Only 15 or 16 people survived the colony. Six of them returned to France, while nine others were captured by the Spanish, including the four children who had been spared by the Karankawa. The children were initially brought to the viceroy of New Spain, the Conde de Galve, who treated them as servants. Two of the boys, Pierre and Jean-Baptiste, later returned to France. Of the remaining Spanish captives, three became Spanish citizens and settled in New Mexico. Although the French colony had been utterly destroyed, Spain feared that another French attempt was inevitable. In response, the Spanish crown for the first time authorized small outposts in eastern Texas and at Pensacola. A fort, Presidio La Bahia, and Mission Nuestra Señora del Espíritu Santo de Zúñiga was built by the Spanish on the site of Fort Saint Louis in 1722.

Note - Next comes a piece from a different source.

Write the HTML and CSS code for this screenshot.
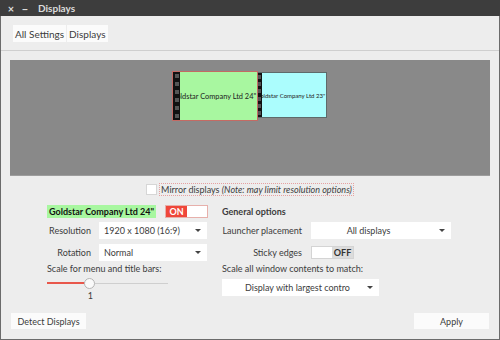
FILE: index.html
```html
<!DOCTYPE html>
<html lang="en">
<head>
  <meta charset="UTF-8" />
  <title>Displays</title>
  <link rel="stylesheet" href="styles.css">
</head>
<body>
  <div class="window">
    <div class="titlebar">
      <span class="tb-btn">×</span>
      <span class="tb-btn">−</span>
      <span class="tb-title">Displays</span>
    </div>

    <div class="headerbar">
      <div class="crumbs">
        <button class="crumb">All Settings</button>
        <button class="crumb">Displays</button>
      </div>
    </div>

    <div class="content">
      <div class="preview">
        <div class="monitor mon-main">
          <span class="mon-name">Goldstar Company Ltd 24"</span>
          <div class="strip"><i></i><i></i><i></i><i></i><i></i><i></i></div>
        </div>
        <div class="monitor mon-second">
          <span class="mon-name">Goldstar Company Ltd 23"</span>
          <div class="strip"><i></i><i></i><i></i><i></i><i></i><i></i></div>
        </div>
      </div>

      <div class="mirror-row">
        <span class="check"></span>
        <span class="mirror-label">Mirror displays <em>(Note: may limit resolution options)</em></span>
      </div>

      <div class="options">
        <div class="col col-left">
          <div class="row head-row">
            <span class="mon-title">Goldstar Company Ltd 24"</span>
            <span class="switch on"><b>ON</b><span></span></span>
          </div>
          <div class="row">
            <span class="label">Resolution</span>
            <div class="combo w-res">1920 x 1080 (16:9)<span class="arrow"></span></div>
          </div>
          <div class="row last">
            <span class="label">Rotation</span>
            <div class="combo w-res">Normal<span class="arrow"></span></div>
          </div>
          <div class="plain">Scale for menu and title bars:</div>
          <div class="slider">
            <div class="track"><div class="fill" style="width: 42px"></div></div>
            <span class="knob"></span>
          </div>
          <div class="slider-val">1</div>
        </div>

        <div class="col col-right">
          <div class="row head-row">
            <span class="section">General options</span>
          </div>
          <div class="row">
            <span class="label wide">Launcher placement</span>
            <div class="combo w-launch centered">All displays<span class="arrow"></span></div>
          </div>
          <div class="row last">
            <span class="label wide">Sticky edges</span>
            <span class="switch off"><span></span><b>OFF</b></span>
          </div>
          <div class="plain">Scale all window contents to match:</div>
          <div class="combo w-scale"><span class="clip-text">Display with largest contro</span><span class="arrow"></span></div>
        </div>
      </div>

      <div class="footer">
        <button class="btn">Detect Displays</button>
        <button class="btn btn-apply">Apply</button>
      </div>
    </div>
  </div>
</body>
</html>
```

FILE: styles.css
```css
body {
  margin: 0;
  font-family: "Lato", "Noto Sans", sans-serif;
  font-size: 9px;
  color: #3c3c3c;
}

.window {
  width: 500px;
  height: 340px;
  box-sizing: border-box;
  background: #ededed;
  border: 1px solid #6b6b6b;
  border-top: none;
  display: flex;
  flex-direction: column;
}

.titlebar {
  height: 16px;
  margin: 0 -1px;
  background: #3d3d3d;
  display: flex;
  align-items: center;
  padding-left: 4px;
  color: #dcdcdc;
}

.tb-btn {
  width: 14px;
  font-size: 11px;
  font-weight: bold;
  text-align: center;
}

.tb-title {
  margin-left: 6px;
  font-weight: bold;
  font-size: 10px;
}

.headerbar {
  height: 35px;
  box-sizing: border-box;
  border-bottom: 1px solid #cfcfcf;
  display: flex;
  align-items: center;
  padding-left: 12px;
}

.crumbs {
  display: flex;
  gap: 1px;
  margin-top: 1px;
}

.crumb {
  font: inherit;
  font-size: 10px;
  color: #3c3c3c;
  background: #fbfbfb;
  border: none;
  padding: 0 2px;
  height: 17px;
}

.content {
  flex: 1;
  display: flex;
  flex-direction: column;
  padding: 9px 9px 0;
}

.preview {
  position: relative;
  height: 116px;
  background: #898989;
  border-bottom: 1px solid #9d9d9d;
  box-sizing: border-box;
}

.monitor {
  position: absolute;
  display: flex;
  align-items: center;
  justify-content: center;
  box-sizing: border-box;
  overflow: hidden;
}

.mon-main {
  left: 162px;
  top: 11px;
  width: 86px;
  height: 50px;
  background: #a8f7a0;
  border: 1px solid #c46a64;
  z-index: 2;
}

.mon-second {
  left: 245px;
  top: 12px;
  width: 72px;
  height: 46px;
  background: #abfdfd;
  border: 1px solid #5e6a6a;
}

.strip {
  position: absolute;
  left: 0;
  top: 0;
  bottom: 0;
  width: 7px;
  background: #111;
  display: flex;
  flex-direction: column;
  justify-content: space-between;
  align-items: center;
  padding: 2px 0;
  box-sizing: border-box;
}

.strip i {
  width: 4px;
  height: 4px;
  background: #555;
}

.mon-name {
  flex: none;
  white-space: nowrap;
  color: #222;
  font-size: 7.4px;
  margin-left: -3px;
}

.mon-second .strip {
  width: 6px;
}

.mon-second .mon-name {
  font-size: 6px;
  margin-left: -1px;
}

.mirror-row {
  display: flex;
  align-items: center;
  justify-content: center;
  margin-top: 7px;
  height: 12px;
}

.check {
  width: 9px;
  height: 9px;
  background: #fff;
  border: 1px solid #d6d6d6;
  margin-right: 2px;
}

.mirror-label {
  border: 1px dotted #e6a0a0;
  padding: 0 1px;
}

.options {
  display: flex;
  margin-top: 10px;
  padding-left: 37px;
}

.col {
  display: flex;
  flex-direction: column;
}

.col-left {
  width: 175px;
}

.row {
  display: flex;
  align-items: center;
  height: 17px;
  margin-bottom: 5px;
}

.row.last {
  margin-bottom: 2px;
}

.head-row {
  height: 13px;
  margin-bottom: 4px;
}

.mon-title {
  background: #a8f7a0;
  font-weight: bold;
  color: #111;
  padding: 0 2px;
  line-height: 13px;
  margin-right: 9px;
}

.section {
  font-weight: bold;
}

.switch {
  display: flex;
  width: 43px;
  height: 13px;
  box-sizing: border-box;
  border: 1px solid #d4d4d4;
  background: #fff;
}

.switch b {
  width: 21px;
  font-size: 9px;
  text-align: center;
  line-height: 11px;
}

.switch span {
  flex: 1;
}

.switch.on {
  border-color: #e7b0ab;
}

.switch.on b {
  background: #ef473a;
  color: #fff;
}

.switch.off b {
  background: #dcdcdc;
  color: #333;
}

.label {
  width: 44px;
  text-align: right;
  margin-right: 8px;
}

.label.wide {
  width: 80px;
  margin-right: 9px;
}

.combo {
  position: relative;
  height: 17px;
  background: #fff;
  display: flex;
  align-items: center;
  padding-left: 5px;
  box-sizing: border-box;
}

.w-res {
  width: 108px;
}

.w-launch {
  width: 140px;
}

.w-scale {
  width: 157px;
  margin-top: 5px;
}

.centered {
  justify-content: center;
  padding-right: 30px;
}

.clip-text {
  display: block;
  width: 108px;
  overflow: hidden;
  white-space: nowrap;
  margin-left: 18px;
}

.arrow {
  position: absolute;
  right: 6px;
  top: 7px;
  border: 3px solid transparent;
  border-top: 3px solid #444;
  border-bottom: none;
  width: 0;
}

.slider {
  position: relative;
  width: 121px;
  height: 12px;
  margin-top: 3px;
  display: flex;
  align-items: center;
}

.track {
  width: 100%;
  height: 1px;
  background: #cfcfcf;
}

.fill {
  height: 2px;
  background: #e8574b;
  margin-top: -1px;
}

.knob {
  position: absolute;
  left: 37px;
  top: 1px;
  width: 9px;
  height: 9px;
  border-radius: 50%;
  background: #fafafa;
  border: 1px solid #b5b5b5;
}

.slider-val {
  width: 46px;
  text-align: right;
  margin-top: 1px;
}

.footer {
  display: flex;
  justify-content: space-between;
  margin-top: auto;
  margin-bottom: 10px;
  padding: 0 1px;
}

.btn {
  font: inherit;
  color: #3c3c3c;
  background: #fbfbfb;
  border: none;
  height: 16px;
  width: 75px;
  padding: 0;
}
```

France did not abandon its claims to Texas until November 3, 1762, when it ceded all of its territory west of the Mississippi River to Spain in the Treaty of Fontainebleau. In 1803, three years after Spain had returned Louisiana to France, Napoleon sold Louisiana to the United States. The original agreement between Spain and France had not explicitly specified the borders of Louisiana, and the descriptions in the documents were ambiguous and contradictory. The United States insisted that its purchase included all of the territory France had claimed, including all of Texas. The dispute was not resolved until the Adams-Onís Treaty of 1819, in which Spain ceded Florida to the United States in return for the United States' relinquishing its claim on Texas. The official boundary of Texas was set at the Sabine River (the current boundary between Texas and Louisiana), then following the Red and Arkansas Rivers to the 42nd parallel (California's current northern border).